### What to work on
Work out how many lines hold "this". Give the number and nothing else.

### Task data

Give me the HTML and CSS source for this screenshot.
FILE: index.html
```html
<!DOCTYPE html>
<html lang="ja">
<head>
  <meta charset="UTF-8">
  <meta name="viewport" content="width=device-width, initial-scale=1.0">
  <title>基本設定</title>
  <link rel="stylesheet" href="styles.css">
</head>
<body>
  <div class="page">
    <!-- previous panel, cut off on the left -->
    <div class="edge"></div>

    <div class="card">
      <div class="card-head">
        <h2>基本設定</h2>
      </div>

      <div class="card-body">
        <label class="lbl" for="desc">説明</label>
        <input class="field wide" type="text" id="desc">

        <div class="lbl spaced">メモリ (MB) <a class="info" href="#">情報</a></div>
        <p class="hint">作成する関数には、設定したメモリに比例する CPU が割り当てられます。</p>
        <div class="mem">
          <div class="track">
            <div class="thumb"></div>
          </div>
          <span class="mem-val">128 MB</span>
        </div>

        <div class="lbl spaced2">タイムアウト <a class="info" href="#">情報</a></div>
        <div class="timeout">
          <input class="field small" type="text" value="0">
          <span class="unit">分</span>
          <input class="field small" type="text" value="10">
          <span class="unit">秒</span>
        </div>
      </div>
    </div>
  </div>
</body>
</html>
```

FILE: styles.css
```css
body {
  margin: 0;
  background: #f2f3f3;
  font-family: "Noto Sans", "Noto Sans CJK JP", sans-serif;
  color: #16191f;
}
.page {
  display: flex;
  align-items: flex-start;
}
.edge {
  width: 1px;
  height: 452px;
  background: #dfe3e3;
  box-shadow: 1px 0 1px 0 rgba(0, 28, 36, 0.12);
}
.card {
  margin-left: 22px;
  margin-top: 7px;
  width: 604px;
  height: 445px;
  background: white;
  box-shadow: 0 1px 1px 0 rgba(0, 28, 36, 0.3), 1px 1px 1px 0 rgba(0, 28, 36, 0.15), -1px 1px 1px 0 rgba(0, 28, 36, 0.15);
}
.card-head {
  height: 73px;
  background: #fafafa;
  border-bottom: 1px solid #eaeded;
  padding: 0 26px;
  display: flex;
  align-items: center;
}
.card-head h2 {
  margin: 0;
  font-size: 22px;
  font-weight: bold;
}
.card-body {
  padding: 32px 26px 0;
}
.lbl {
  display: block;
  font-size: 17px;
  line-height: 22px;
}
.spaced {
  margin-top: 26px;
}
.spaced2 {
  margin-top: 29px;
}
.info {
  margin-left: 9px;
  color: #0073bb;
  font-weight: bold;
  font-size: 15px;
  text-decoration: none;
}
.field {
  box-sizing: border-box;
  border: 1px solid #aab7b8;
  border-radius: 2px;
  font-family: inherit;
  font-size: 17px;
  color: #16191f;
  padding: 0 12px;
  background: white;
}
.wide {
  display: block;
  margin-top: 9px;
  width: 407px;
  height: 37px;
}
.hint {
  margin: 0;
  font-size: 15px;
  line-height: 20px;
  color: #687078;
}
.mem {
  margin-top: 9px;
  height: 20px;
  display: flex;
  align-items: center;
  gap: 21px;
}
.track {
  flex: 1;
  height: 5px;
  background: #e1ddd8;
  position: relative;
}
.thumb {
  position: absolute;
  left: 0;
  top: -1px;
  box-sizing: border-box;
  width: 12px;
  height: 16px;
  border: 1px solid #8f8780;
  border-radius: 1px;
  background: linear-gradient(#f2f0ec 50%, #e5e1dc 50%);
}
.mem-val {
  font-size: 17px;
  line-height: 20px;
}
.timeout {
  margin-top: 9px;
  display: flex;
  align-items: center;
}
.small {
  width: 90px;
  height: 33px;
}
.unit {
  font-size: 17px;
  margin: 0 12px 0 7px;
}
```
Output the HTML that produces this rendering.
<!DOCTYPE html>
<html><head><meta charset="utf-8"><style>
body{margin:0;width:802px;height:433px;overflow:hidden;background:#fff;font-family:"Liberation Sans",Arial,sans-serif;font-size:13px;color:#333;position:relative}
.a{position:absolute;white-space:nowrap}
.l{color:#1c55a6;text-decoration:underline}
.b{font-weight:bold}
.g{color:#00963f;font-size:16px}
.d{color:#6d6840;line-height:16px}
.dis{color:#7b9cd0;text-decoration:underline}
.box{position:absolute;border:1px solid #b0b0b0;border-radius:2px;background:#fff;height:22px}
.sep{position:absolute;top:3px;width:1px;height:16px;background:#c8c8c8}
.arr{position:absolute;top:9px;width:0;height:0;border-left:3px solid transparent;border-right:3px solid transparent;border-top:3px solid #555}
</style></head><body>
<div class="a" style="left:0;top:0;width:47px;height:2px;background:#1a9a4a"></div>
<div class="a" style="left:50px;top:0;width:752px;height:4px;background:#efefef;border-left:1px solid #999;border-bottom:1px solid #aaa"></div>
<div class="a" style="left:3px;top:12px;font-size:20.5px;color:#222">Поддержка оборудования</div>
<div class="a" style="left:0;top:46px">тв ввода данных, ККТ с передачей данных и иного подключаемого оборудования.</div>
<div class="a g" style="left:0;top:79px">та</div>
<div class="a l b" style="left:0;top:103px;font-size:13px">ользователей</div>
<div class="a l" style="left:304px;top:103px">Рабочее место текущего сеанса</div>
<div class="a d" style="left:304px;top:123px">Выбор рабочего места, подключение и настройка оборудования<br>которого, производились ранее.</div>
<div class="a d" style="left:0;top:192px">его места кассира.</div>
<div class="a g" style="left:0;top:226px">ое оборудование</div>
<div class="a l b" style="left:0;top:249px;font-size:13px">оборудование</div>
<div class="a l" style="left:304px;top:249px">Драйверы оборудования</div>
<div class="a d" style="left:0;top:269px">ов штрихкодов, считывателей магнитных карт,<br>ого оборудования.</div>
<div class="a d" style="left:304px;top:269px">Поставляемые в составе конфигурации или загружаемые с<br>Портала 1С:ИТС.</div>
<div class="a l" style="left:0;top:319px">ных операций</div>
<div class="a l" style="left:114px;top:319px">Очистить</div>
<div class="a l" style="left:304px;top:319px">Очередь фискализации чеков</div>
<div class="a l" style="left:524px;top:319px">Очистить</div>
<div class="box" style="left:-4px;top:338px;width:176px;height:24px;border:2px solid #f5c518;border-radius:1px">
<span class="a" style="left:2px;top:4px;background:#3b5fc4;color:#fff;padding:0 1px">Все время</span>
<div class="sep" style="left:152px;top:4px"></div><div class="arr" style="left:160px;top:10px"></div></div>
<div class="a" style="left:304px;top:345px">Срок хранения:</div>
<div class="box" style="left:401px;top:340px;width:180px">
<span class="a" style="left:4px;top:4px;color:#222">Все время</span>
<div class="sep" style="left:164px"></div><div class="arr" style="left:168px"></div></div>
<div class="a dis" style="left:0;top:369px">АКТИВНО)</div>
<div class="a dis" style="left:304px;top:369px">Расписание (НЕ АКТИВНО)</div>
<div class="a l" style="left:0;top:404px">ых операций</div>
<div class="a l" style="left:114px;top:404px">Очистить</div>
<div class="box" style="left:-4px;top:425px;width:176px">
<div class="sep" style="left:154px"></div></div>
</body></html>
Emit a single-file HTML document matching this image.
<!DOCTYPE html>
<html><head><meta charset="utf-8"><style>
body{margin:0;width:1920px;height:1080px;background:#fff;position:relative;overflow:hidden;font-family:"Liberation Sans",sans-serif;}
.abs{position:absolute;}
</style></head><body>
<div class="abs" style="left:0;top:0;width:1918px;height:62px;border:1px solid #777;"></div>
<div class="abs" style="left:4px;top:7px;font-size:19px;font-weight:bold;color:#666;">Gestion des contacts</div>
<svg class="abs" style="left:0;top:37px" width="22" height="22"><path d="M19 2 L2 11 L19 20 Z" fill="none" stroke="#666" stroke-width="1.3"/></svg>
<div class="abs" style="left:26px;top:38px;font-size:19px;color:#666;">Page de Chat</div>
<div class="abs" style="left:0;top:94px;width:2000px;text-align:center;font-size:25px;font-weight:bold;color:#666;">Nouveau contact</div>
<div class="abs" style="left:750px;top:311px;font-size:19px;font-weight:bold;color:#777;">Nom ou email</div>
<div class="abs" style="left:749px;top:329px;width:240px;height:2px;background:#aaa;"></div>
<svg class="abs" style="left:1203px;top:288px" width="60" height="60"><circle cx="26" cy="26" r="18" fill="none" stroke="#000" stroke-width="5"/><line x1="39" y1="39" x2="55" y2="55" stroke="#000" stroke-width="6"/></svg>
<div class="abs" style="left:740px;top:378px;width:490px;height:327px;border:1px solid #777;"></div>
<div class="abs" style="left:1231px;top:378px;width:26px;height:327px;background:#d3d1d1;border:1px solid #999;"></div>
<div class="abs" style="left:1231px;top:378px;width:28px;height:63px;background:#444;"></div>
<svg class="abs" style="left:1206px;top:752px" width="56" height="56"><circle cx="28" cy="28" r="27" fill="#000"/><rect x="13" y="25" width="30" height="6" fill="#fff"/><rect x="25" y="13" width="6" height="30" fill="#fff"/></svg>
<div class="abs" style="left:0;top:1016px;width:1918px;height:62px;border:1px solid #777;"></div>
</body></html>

### Solution to the exercise
3